One of the most noticeable things about watching The Fits as a black woman is how lightly race sits inside the film. Holmer’s eye never feels anthropological; this is clearest in the fact that it is not seeking out the usual trauma associated with black girl coming-of-age narratives. Instead, it weaves Toni’s blackness seamlessly into the narrative – she is a black girl, and there are signs of it everywhere: The dancing troupe she joins looks all-shades-of-black; all the boys who train in the boxing ring are black. There is none of the terror I have come to expect and dread in the genre: Her home life seems stable at the very least (we never visit it, but this does not feel like an omission) and her relationships are affectionate, loving and “normal”.
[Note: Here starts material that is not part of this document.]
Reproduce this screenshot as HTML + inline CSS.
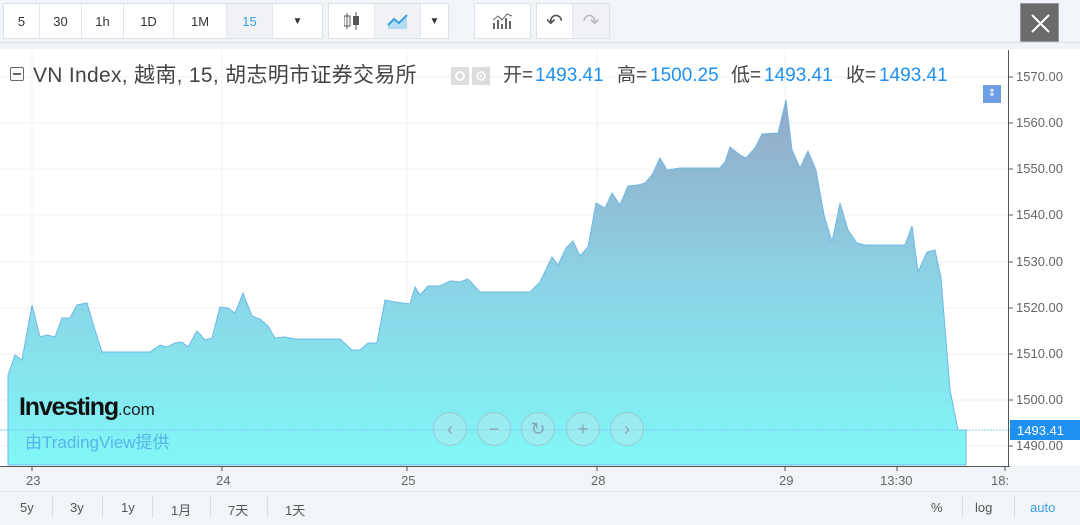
<!DOCTYPE html>
<html><head><meta charset="utf-8"><style>
*{margin:0;padding:0;box-sizing:border-box}
body{width:1080px;height:525px;overflow:hidden;background:#f1f4f8;font-family:"Liberation Sans","Noto Sans CJK SC",sans-serif;position:relative}
.tb{position:absolute;top:3px;height:36px;background:#fff;border:1px solid #dde2e8;display:flex}
.tb div{height:34px;border-right:1px solid #e3e7ec;display:flex;align-items:center;justify-content:center;font-size:13px;color:#333}
.tb div:last-child{border-right:none}
.ax{position:absolute;left:1016px;font-size:13px;color:#666}
.xl{position:absolute;top:473px;font-size:13px;color:#666}
.bt{position:absolute;top:500px;font-size:13px;color:#555}
.sep{position:absolute;top:496px;width:1px;height:22px;background:#ddd}
.nav{position:absolute;top:412px;width:34px;height:34px;border-radius:50%;border:1px solid rgba(150,170,180,.5);background:rgba(200,230,235,.35);color:rgba(130,150,160,.8);font-size:18px;display:flex;align-items:center;justify-content:center}
.t{position:absolute;top:64px;font-size:21px;line-height:24px;height:24px;color:#444;white-space:nowrap}
.s{font-size:19px}
.v{color:#1e90f0}
</style></head><body>
<div class="tb" style="left:3px;width:320px">
<div style="width:36px">5</div><div style="width:42px">30</div><div style="width:42px">1h</div><div style="width:50px">1D</div><div style="width:53px">1M</div><div style="width:46px;background:#f0f2f5;color:#3aa0e0">15</div><div style="width:49px;font-size:10px">▼</div></div>
<div class="tb" style="left:328px;width:121px">
<div style="width:46px"><svg width="16" height="20"><path d="M3 2v16M3 5h3v10H0V5zM12 1v18" stroke="#555" fill="none"/><rect x="9" y="5" width="6" height="9" fill="#555"/></svg></div>
<div style="width:46px;background:#f0f2f5"><svg width="22" height="16"><path d="M1 12L7 6L12 10L20 2V16H1Z" fill="#b3dcf3"/><path d="M1 12L7 6L12 10L20 2" stroke="#3aa0e0" stroke-width="2" fill="none"/></svg></div>
<div style="width:27px;font-size:10px">▼</div></div>
<div class="tb" style="left:474px;width:57px"><div style="width:55px"><svg width="22" height="18"><path d="M2 17V11M6 17V8M10 17V12M14 17V6M18 17V9" stroke="#666" stroke-width="2"/><path d="M1 8L6 4L10 8L15 2L20 4" stroke="#666" fill="none"/></svg></div></div>
<div class="tb" style="left:536px;width:74px"><div style="width:36px;font-size:20px;color:#555">↶</div><div style="width:36px;font-size:20px;color:#bbb;background:#f0f2f5">↷</div></div>
<div style="position:absolute;left:1020px;top:3px;width:39px;height:39px;background:#6b6b6b;border:1px solid #999"><svg width="39" height="39"><path d="M11 11L28 28M28 11L11 28" stroke="#fff" stroke-width="2"/></svg></div>
<div style="position:absolute;left:0;top:42px;width:1080px;height:8px;background:#f1f4f8;border-top:1px solid #dde2e8"></div>
<div style="position:absolute;left:0;top:49px;width:1013px;height:417px;background:#fff"></div>
<div style="position:absolute;left:1013px;top:49px;width:67px;height:417px;background:#fff"></div>
<svg style="position:absolute;left:0;top:0" width="1080" height="525">
<defs><linearGradient id="g" x1="0" y1="100" x2="0" y2="465" gradientUnits="userSpaceOnUse"><stop offset="0" stop-color="#94a8c6"/><stop offset="0.5" stop-color="#8bd3e6"/><stop offset="1" stop-color="#80f7f7"/></linearGradient></defs>
<g stroke="#f0f2f4"><path d="M0 77H1008M0 123H1008M0 169H1008M0 215H1008M0 262H1008M0 308H1008M0 354H1008M0 400H1008M0 446H1008"/><path d="M32 50V465M222 50V465M407 50V465M597 50V465M785 50V465"/></g>
<path d="M8 375L15 355L22 360L32 305L40 337L47 335L55 337L62 318L70 318L77 305L87 303L95 330L102 352L150 352L160 345L167 347L175 343L182 342L188 347L197 331L205 340L212 338L220 307L228 308L235 313L243 293L252 316L260 319L268 326L275 338L285 337L295 339L340 339L352 350L360 350L368 343L377 343L385 300L395 302L410 304L415 287L420 295L428 286L440 286L450 281L460 282L468 279L480 292L530 292L540 282L552 257L558 265L566 248L573 241L580 256L588 247L596 203L605 208L612 193L620 205L628 186L638 185L645 183L652 175L660 158L667 170L680 168L720 168L725 162L730 147L740 155L746 158L755 148L762 134L778 133L786 100L792 150L800 168L808 151L816 170L824 215L832 242L840 203L848 230L857 243L865 245L905 245L912 226L918 272L927 252L935 250L941 278L950 390L958 430L966 430L966 465L8 465Z" fill="url(#g)" stroke="#6fb8e6" stroke-width="1"/>
<path d="M0 430H1010" stroke="#7ec8f0" stroke-width="1" stroke-dasharray="2,1"/>
<path d="M1008.5 50V467M0 466.5H1010" stroke="#555"/>
<g stroke="#555"><path d="M1008 77h5M1008 123h5M1008 169h5M1008 215h5M1008 262h5M1008 308h5M1008 354h5M1008 400h5M1008 446h5"/><path d="M32 466v5M222 466v5M407 466v5M597 466v5M785 466v5M897 466v5M1005 466v5"/></g>
</svg>
<div class="ax" style="top:69px">1570.00</div><div class="ax" style="top:115px">1560.00</div><div class="ax" style="top:161px">1550.00</div><div class="ax" style="top:207px">1540.00</div><div class="ax" style="top:254px">1530.00</div><div class="ax" style="top:300px">1520.00</div><div class="ax" style="top:346px">1510.00</div><div class="ax" style="top:392px">1500.00</div><div class="ax" style="top:438px">1490.00</div>
<div style="position:absolute;left:1010px;top:420px;width:70px;height:20px;background:#1e90f0;color:#fff;font-size:13px;padding:3px 0 0 7px">1493.41</div>
<div class="xl" style="left:26px">23</div><div class="xl" style="left:216px">24</div><div class="xl" style="left:401px">25</div><div class="xl" style="left:591px">28</div><div class="xl" style="left:779px">29</div><div class="xl" style="left:880px">13:30</div><div class="xl" style="left:991px">18:</div>
<div style="position:absolute;left:0;top:491px;width:1080px;height:34px;background:#f1f4f8;border-top:1px solid #e3e7ec"></div>
<div class="bt" style="left:20px">5y</div><div class="sep" style="left:52px"></div><div class="bt" style="left:70px">3y</div><div class="sep" style="left:102px"></div><div class="bt" style="left:121px">1y</div><div class="sep" style="left:152px"></div><div class="bt" style="left:171px">1月</div><div class="sep" style="left:210px"></div><div class="bt" style="left:228px">7天</div><div class="sep" style="left:267px"></div><div class="bt" style="left:285px">1天</div>
<div class="bt" style="left:931px">%</div><div class="sep" style="left:962px"></div><div class="bt" style="left:975px">log</div><div class="sep" style="left:1014px"></div><div class="bt" style="left:1030px;color:#3aa0e0">auto</div>
<span style="position:absolute;left:10px;top:67px;width:14px;height:14px;border:1.5px solid #666;border-radius:2px"><span style="position:absolute;left:2px;right:2px;top:5px;height:1.5px;background:#666"></span></span>
<div class="t" style="left:33px;letter-spacing:0.3px">VN Index, 越南, 15, 胡志明市证券交易所</div>
<span style="position:absolute;left:451px;top:67px;width:18px;height:18px;background:#ddd"><span style="position:absolute;left:4px;top:4px;width:10px;height:10px;border:2px solid #fff;border-radius:50%"></span></span>
<span style="position:absolute;left:472px;top:67px;width:18px;height:18px;background:#ddd;color:#fff;font-size:14px;text-align:center;line-height:18px">⚙</span>
<div class="t s" style="left:503px">开=</div><div class="t s v" style="left:535px">1493.41</div>
<div class="t s" style="left:617px">高=</div><div class="t s v" style="left:650px">1500.25</div>
<div class="t s" style="left:731px">低=</div><div class="t s v" style="left:764px">1493.41</div>
<div class="t s" style="left:846px">收=</div><div class="t s v" style="left:879px">1493.41</div>
<div style="position:absolute;left:983px;top:85px;width:18px;height:18px;background:#6f9ee6;color:#fff;font-size:10px;text-align:center;line-height:18px">⇕</div>
<div style="position:absolute;left:19px;top:393px;font-size:25px;font-weight:bold;color:#111;letter-spacing:-1.2px">Investing<span style="font-size:17px;font-weight:normal;letter-spacing:0;color:#222">.com</span></div>
<div style="position:absolute;left:25px;top:428px;font-size:17px;color:#5ab4e8">由TradingView提供</div>
<div class="nav" style="left:433px">‹</div><div class="nav" style="left:477px">−</div><div class="nav" style="left:521px">↻</div><div class="nav" style="left:566px">+</div><div class="nav" style="left:610px">›</div>
</body></html>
Learning how to navigate the world is an ongoing business. We take our lessons where we can get them, and for black girls and women whose lives may follow waters previously uncharted, the lessons spring forth and meet us at the point of our need. The result is a certain skewing in what we consider to fit under the umbrella of “coming-of-age movie”. The necessary act for us is not labelling the film, but learning from it. The value in Precious beginning to overcome her horrifically unfortunate start in life is the similar-but-different value we get from Hushpuppy setting Wink’s funeral pyre alight in Beasts of the Southern Wild, which is not a million miles away from the value we get in seeing Troy refuse to wear new clothes to her mother’s funeral in Crooklyn. The value lives in the moment Toni tells her older brother that she is scared, and in the moment another girl tells her, “Yeah, but it’ll happen anyways.” Life happens to all of us, and in choosing to see certain films as coming-of-age films, we go through the rites of passage into adulthood over and over again until the lessons – many and varied, each one disparate – are learned.